Conçue autour de l’ouvrage « Cathédrales de France », l’exposition présente aussi la série de livres illustrés par l’artiste en hommage à Rodin. Révélant une iconographie architecturale très organique, ces illustrations traduisent une dimension quasi-charnelle du matériau commune aux deux artistes. Ainsi, la matière contiendrait en amont l’intention artistique, et Kiefer n’exprime pas autre chose quand il produit ses livres imitant le marbre – les Marmorklippen, où la matière se fait œuvre avant même l’acte créateur.
Le parcours se poursuit au cœur de l’Hôtel Biron, où des plâtres de Rodin sont exposés au public pour la première fois.
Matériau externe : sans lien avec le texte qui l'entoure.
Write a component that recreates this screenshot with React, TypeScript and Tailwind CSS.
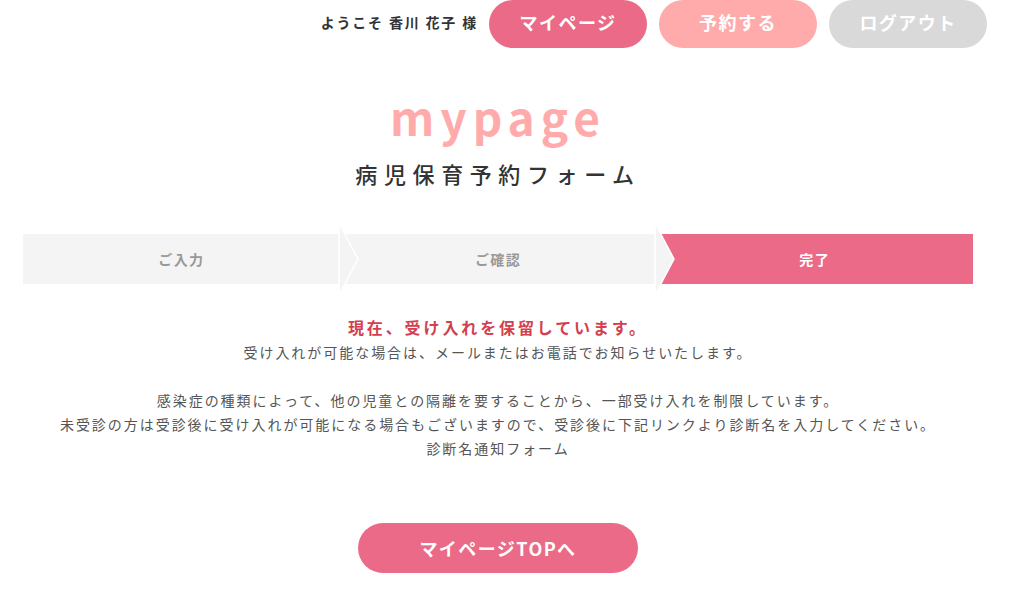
import React from 'react';

const font = { fontFamily: '"Noto Sans CJK JP", "Noto Sans", sans-serif' };

function StepArrow() {
  return (
    <svg
      className="absolute right-[-20px] top-[-11px] z-10"
      width="22"
      height="72"
      viewBox="0 0 22 72"
    >
      <polygon points="1,0 20,36 1,72" fill="#f4f4f4" stroke="#ffffff" strokeWidth="1.5" />
    </svg>
  );
}

function Step({ label, active, arrow }: { label: string; active?: boolean; arrow?: boolean }) {
  return (
    <div
      className={
        active
          ? 'relative flex h-[50px] flex-1 items-center justify-center bg-[#eb6a87] text-[14px] font-bold tracking-[0.1em] text-white'
          : 'relative flex h-[50px] flex-1 items-center justify-center bg-[#f4f4f4] text-[14px] font-bold tracking-[0.1em] text-[#999999]'
      }
    >
      {label}
      {arrow && <StepArrow />}
    </div>
  );
}

export default function App() {
  return (
    <div className="w-[996px] bg-white pb-[30px]" style={font}>
      <header className="flex items-center justify-end gap-[12px] pr-[9px]">
        <div className="mr-[-1px] pb-[3px] text-[14px] font-bold tracking-[0.13em] text-[#333333]">
          ようこそ 香川 花子 様
        </div>
        <a className="flex h-[48px] w-[158px] items-center justify-center rounded-full bg-[#eb6a87] pb-[3px] text-[18px] font-bold tracking-[0.08em] text-white">
          マイページ
        </a>
        <a className="flex h-[48px] w-[158px] items-center justify-center rounded-full bg-[#ffabab] pb-[3px] text-[18px] font-bold tracking-[0.08em] text-white">
          予約する
        </a>
        <a className="flex h-[48px] w-[158px] items-center justify-center rounded-full bg-[#d9d9d9] pb-[3px] text-[18px] font-bold tracking-[0.08em] text-white">
          ログアウト
        </a>
      </header>

      <div className="mt-[38px] flex flex-col items-center">
        <h1 className="text-[46px] font-bold leading-[60px] tracking-[0.13em] text-[#ffabab]">mypage</h1>
        <h2 className="mt-[12px] text-[22px] font-medium leading-[30px] tracking-[0.3em] text-[#333333]">
          病児保育予約フォーム
        </h2>
      </div>

      <div className="mx-[23px] mt-[46px] flex">
        <Step label="ご入力" arrow />
        <Step label="ご確認" arrow />
        <Step label="完了" active />
      </div>

      <div className="mt-[30px] text-center">
        <p className="text-[16px] font-bold leading-[26px] tracking-[0.18em] text-[#d43f4f]">
          現在、受け入れを保留しています。
        </p>
        <p className="text-[14px] leading-[24px] tracking-[0.14em] text-[#555555]">
          受け入れが可能な場合は、メールまたはお電話でお知らせいたします。
          <br />
          <br />
          感染症の種類によって、他の児童との隔離を要することから、一部受け入れを制限しています。
          <br />
          未受診の方は受診後に受け入れが可能になる場合もございますので、受診後に下記リンクより診断名を入力してください。
          <br />
          診断名通知フォーム
        </p>
      </div>

      <div className="mt-[63px] flex justify-center">
        <a className="flex h-[50px] w-[280px] items-center justify-center rounded-full bg-[#eb6a87] text-[18px] font-bold tracking-[0.08em] text-white">
          マイページTOPへ
        </a>
      </div>
    </div>
  );
}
Là, une œuvre monumentale et mystérieuse attire le regard ; intitulée Absolution, elle apparaît sans équivalent dans la production du sculpteur, mais témoigne de ses préoccupations nouvelles pour l’agrandissement de ses figures : amplifié, le Torse d’Ugolin est associé à la Figure de la Terre et à la Tête de la Martyre, dans une composition unique dont tous les secrets n’ont pas encore été percés.
Enfin, le cabinet d’art graphique du musée clôt le parcours : un couloir sombre et intime, ultime allusion à l’amour que Rodin vouait aux cathédrales médiévales. Dans ses croquis, les édifices se muent en figures féminines bien souvent dénudées ; une fascination pour l’architecture et un attrait de la corporalité, à l’origine de sa célèbre sculpture de Balzac : un monument pour un homme qui par sa grandeur, s’impose comme une référence temporelle ; telle est la vision grandiose que Rodin avait de l’écrivain.
Assurément, cette exposition mérite que l’on s’y attarde, tant le dialogue entre ces deux artistes se révèle poétique, authentique et sincère. Jusqu’à la muséographie épurée qui ne souffre d’aucun artifice, il n’est rien à ajouter : tout réside ici, dans la simplicité du geste.